▶ WHAT TO WORK ON: Starting at the top of the listing, extract every line up to and including the one with "['Once', 'Minute', 'Hourly', 'Daily', 'Weekly', 'Monthly'];". Pictures stay out of the copy.

[Start MATERIAL PROVIDED]

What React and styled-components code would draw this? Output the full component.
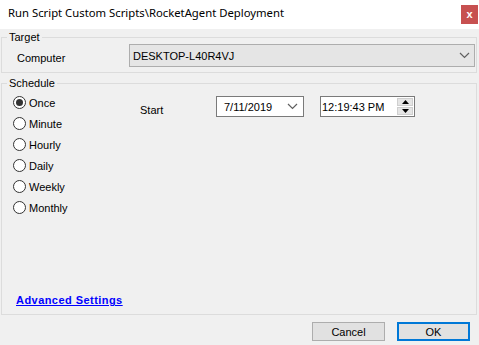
import React from 'react';
import styled, { createGlobalStyle } from 'styled-components';

const GlobalStyle = createGlobalStyle`
  html, body {
    margin: 0;
    padding: 0;
    background: #f0f0f0;
  }
  body {
    font-family: "Liberation Sans", Arial, sans-serif;
    font-size: 11px;
    color: #000;
  }
`;

const schedules = ['Once', 'Minute', 'Hourly', 'Daily', 'Weekly', 'Monthly'];

const Chevron = () => (
  <svg width="11" height="7" viewBox="0 0 11 7">
    <path d="M1 1 L5.5 5.5 L10 1" fill="none" stroke="#606060" strokeWidth="1.2" />
  </svg>
);

const App = () => {
  return (
    <Window>
      <GlobalStyle />
      <TitleBar>
        <Title>Run Script Custom Scripts\RocketAgent Deployment</Title>
        <CloseButton>x</CloseButton>
      </TitleBar>

      <Group>
        <Legend>Target</Legend>
        <TargetRow>
          <FieldLabel>Computer</FieldLabel>
          <Combo>
            <span>DESKTOP-L40R4VJ</span>
            <Chevron />
          </Combo>
        </TargetRow>
      </Group>

      <ScheduleGroup>
        <Legend>Schedule</Legend>
        <ScheduleBody>
          <RadioList>
            {schedules.map((s, i) => (
              <RadioRow key={s}>
                <RadioCircle checked={i === 0} />
                <span>{s}</span>
              </RadioRow>
            ))}
          </RadioList>
          <StartLabel>Start</StartLabel>
          <DateBox>
            <span>7/11/2019</span>
            <Chevron />
          </DateBox>
          <TimeBox>
            <span>12:19:43 PM</span>
            <Spinner>
              <SpinButton>
                <svg width="7" height="4" viewBox="0 0 7 4"><path d="M0 4 L3.5 0 L7 4 Z" fill="#000" /></svg>
              </SpinButton>
              <SpinButton>
                <svg width="7" height="4" viewBox="0 0 7 4"><path d="M0 0 L3.5 4 L7 0 Z" fill="#000" /></svg>
              </SpinButton>
            </Spinner>
          </TimeBox>
        </ScheduleBody>
        <AdvancedLink href="#">Advanced Settings</AdvancedLink>
      </ScheduleGroup>

      <Footer>
        <Button>Cancel</Button>
        <Button primary>OK</Button>
      </Footer>
    </Window>
  );
};

const Window = styled.div`
  width: 479px;
  height: 345px;
  display: flex;
  flex-direction: column;
  overflow: hidden;
`;

const TitleBar = styled.div`
  height: 29px;
  background: #fff;
  display: flex;
  align-items: flex-start;
  justify-content: space-between;
`;

const Title = styled.div`
  font-family: "Noto Sans", sans-serif;
  font-size: 11.3px;
  padding: 5px 0 0 8px;
  line-height: 16px;
`;

const CloseButton = styled.div`
  margin: 5px 1px 0 0;
  width: 17px;
  height: 19px;
  background: #c75050;
  color: #fff;
  font-weight: bold;
  font-size: 11px;
  line-height: 18px;
  text-align: center;
`;

const Group = styled.fieldset`
  margin: 1px 2px 0 1px;
  padding: 0 8px 0 0;
  border: 1px solid #dcdcdc;
  min-width: 0;
`;

const ScheduleGroup = styled(Group)`
  flex: 1;
  margin-top: 3px;
  display: flex;
  flex-direction: column;
`;

const Legend = styled.legend`
  margin-left: 5px;
  padding: 0 2px;
  line-height: 14px;
`;

const TargetRow = styled.div`
  display: flex;
  align-items: flex-start;
  height: 28px;
`;

const FieldLabel = styled.div`
  width: 112px;
  padding: 8px 0 0 15px;
`;

const Combo = styled.div`
  flex: 1;
  height: 21px;
  margin-right: -7px;
  background: #e5e5e5;
  border: 1px solid #adadad;
  display: flex;
  align-items: center;
  justify-content: space-between;
  padding: 0 4px 0 3px;
`;

const ScheduleBody = styled.div`
  display: flex;
  align-items: flex-start;
  padding-top: 6px;
  flex: 1;
`;

const RadioList = styled.div`
  display: flex;
  flex-direction: column;
  gap: 8px;
  padding-left: 11px;
  width: 127px;
`;

const RadioRow = styled.div`
  display: flex;
  align-items: center;
  gap: 3px;
  height: 13px;
`;

const RadioCircle = styled.span`
  box-sizing: border-box;
  width: 13px;
  height: 13px;
  border: 1px solid #333;
  border-radius: 50%;
  background: #fff;
  display: flex;
  align-items: center;
  justify-content: center;
  &::after {
    content: '';
    display: ${({ checked }) => (checked ? 'block' : 'none')};
    width: 7px;
    height: 7px;
    border-radius: 50%;
    background: #333;
  }
`;

const StartLabel = styled.div`
  width: 76px;
  padding-top: 6px;
  line-height: 16px;
`;

const PickerBox = styled.div`
  box-sizing: border-box;
  height: 21px;
  background: #fff;
  border: 1px solid #7a7a7a;
  display: flex;
  align-items: center;
`;

const DateBox = styled(PickerBox)`
  width: 88px;
  justify-content: space-between;
  padding: 0 5px 0 7px;
`;

const TimeBox = styled(PickerBox)`
  width: 95px;
  margin-left: 16px;
  justify-content: space-between;
  padding: 0 1px 0 1px;
`;

const Spinner = styled.div`
  display: flex;
  flex-direction: column;
  gap: 1px;
`;

const SpinButton = styled.div`
  box-sizing: border-box;
  width: 16px;
  height: 8px;
  background: #e5e5e5;
  border: 1px solid #cfcfcf;
  display: flex;
  align-items: center;
  justify-content: center;
`;

const AdvancedLink = styled.a`
  margin: 0 0 8px 14px;
  font-weight: bold;
  font-size: 11px;
  letter-spacing: 0.45px;
  color: #0000ff;
  text-decoration: underline;
  align-self: flex-start;
`;

const Footer = styled.div`
  height: 30px;
  display: flex;
  justify-content: flex-end;
  align-items: flex-start;
  gap: 12px;
  padding: 7px 9px 0 0;
  box-sizing: border-box;
`;

const Button = styled.button`
  box-sizing: border-box;
  width: 73px;
  height: 19px;
  margin: 0;
  padding: 0;
  background: #e1e1e1;
  border: ${({ primary }) => (primary ? '2px solid #0078d7' : '1px solid #adadad')};
  font-family: "Liberation Sans", Arial, sans-serif;
  font-size: 11px;
  color: #000;
`;

export default App;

[End MATERIAL PROVIDED]

▶ COMPLETE OUTPUT:
What React and styled-components code would draw this? Output the full component.
import React from 'react';
import styled, { createGlobalStyle } from 'styled-components';

const GlobalStyle = createGlobalStyle`
  html, body {
    margin: 0;
    padding: 0;
    background: #f0f0f0;
  }
  body {
    font-family: "Liberation Sans", Arial, sans-serif;
    font-size: 11px;
    color: #000;
  }
`;

const schedules = ['Once', 'Minute', 'Hourly', 'Daily', 'Weekly', 'Monthly'];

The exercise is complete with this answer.